Fleming collected Alldritt that morning to help him bring the amplifier to the shop.

He thought at first that it was a small fridge. The thing was in bits, he says. “The speaker was hanging out of it, the cable had no plug on it and there was a mangle of wires coming out of it.”

At the shop, Alldritt set about getting the amplifier up and running, plugging two bare wires into a socket, and – to Fleming’s surprise, he says – the amplifier hummed to life.

By 8.15am on a Monday morning, Alldritt was stood on top of a milk crate singing cabaret songs. He kept going for two hours.

“It was one of the most wonderful days that I ever spent in me life,” says Fleming.

A Lasting Impression

“I was one of the last people to talk to Paddy before he died,” says Fino Fusco, from behind the counter at Fusco’s Cafe on Meath Street.

Oil sizzles in the fryers behind him. The shop smells of fresh chips and sharp vinegar.

Fusco had been walking to the shop for a packet of cigarettes on Meath Street on 14 October 2001 when he saw Alldritt.

Alldritt had a smoke hanging out of his mouth as he pulled his famous cart behind him, Fusco says.

Fusco said hello, he says. “But he didn’t look the best that day.”

Someone came into Fusco’s Cafe thirty minutes later with the news that Alldritt had passed away, Fusco says.

“I said, ‘How could he pass away? I was only talking to him half an hour ago,’” Fusco says.

Around the corner, Alldritt had collapsed at his hand cart with a heart attack.

Fleming visited Alldritt’s grave the day he talked on the phone. “He’s the only person that I met in me life, and I’m 71, that was completely content with his lot.”

“I’ve seen Paddy full of muck. I’ve seen him drenched to his skin. I’ve seen him covered in snow.
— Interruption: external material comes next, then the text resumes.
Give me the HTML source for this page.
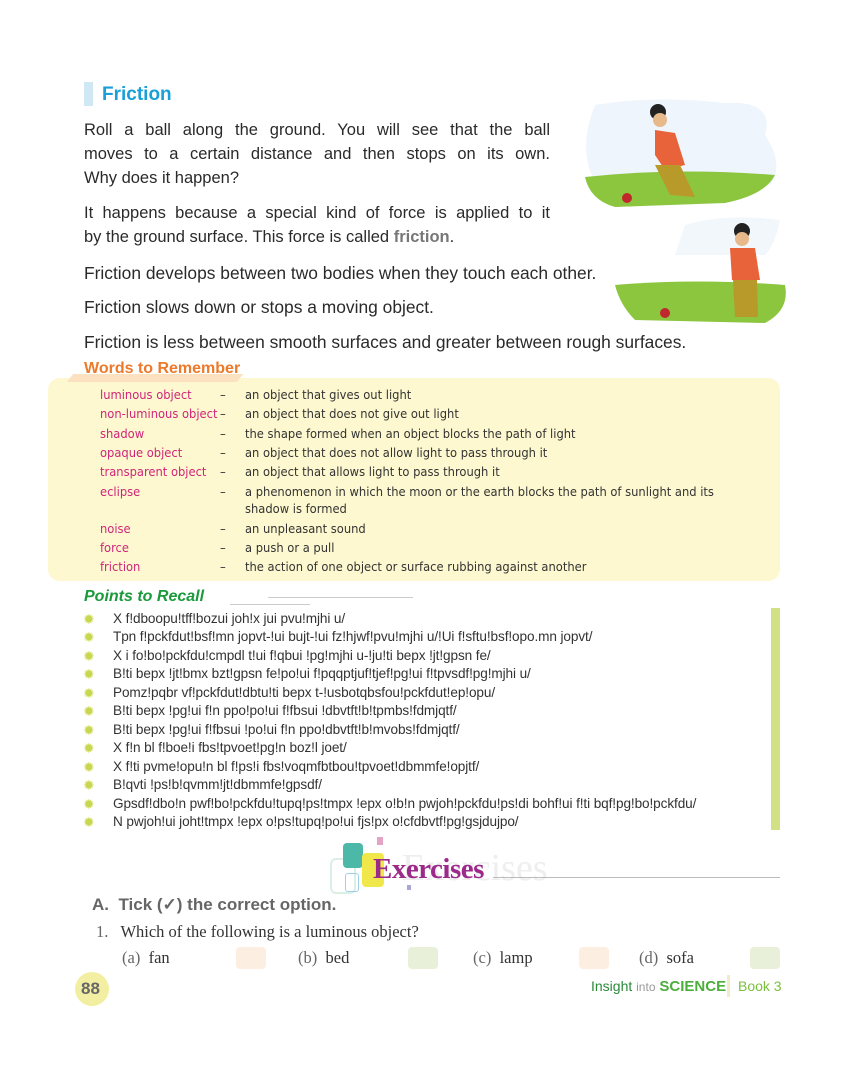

I’ve seen him burnt alive in the summer and he was always the same guy. He was always smiling,” he says.

Fleming has noticed plaques going up that commemorate local Dublin characters, he says. “It would be my ambition to get something like that done for Paddy.”

Paddy Alldritt. Photo by Donal Corrigan.

[CORRECTION: This article was updated at 11.20am on 15 April. Mark Curran was a student at IADT not NCAD. Apologies for the error.]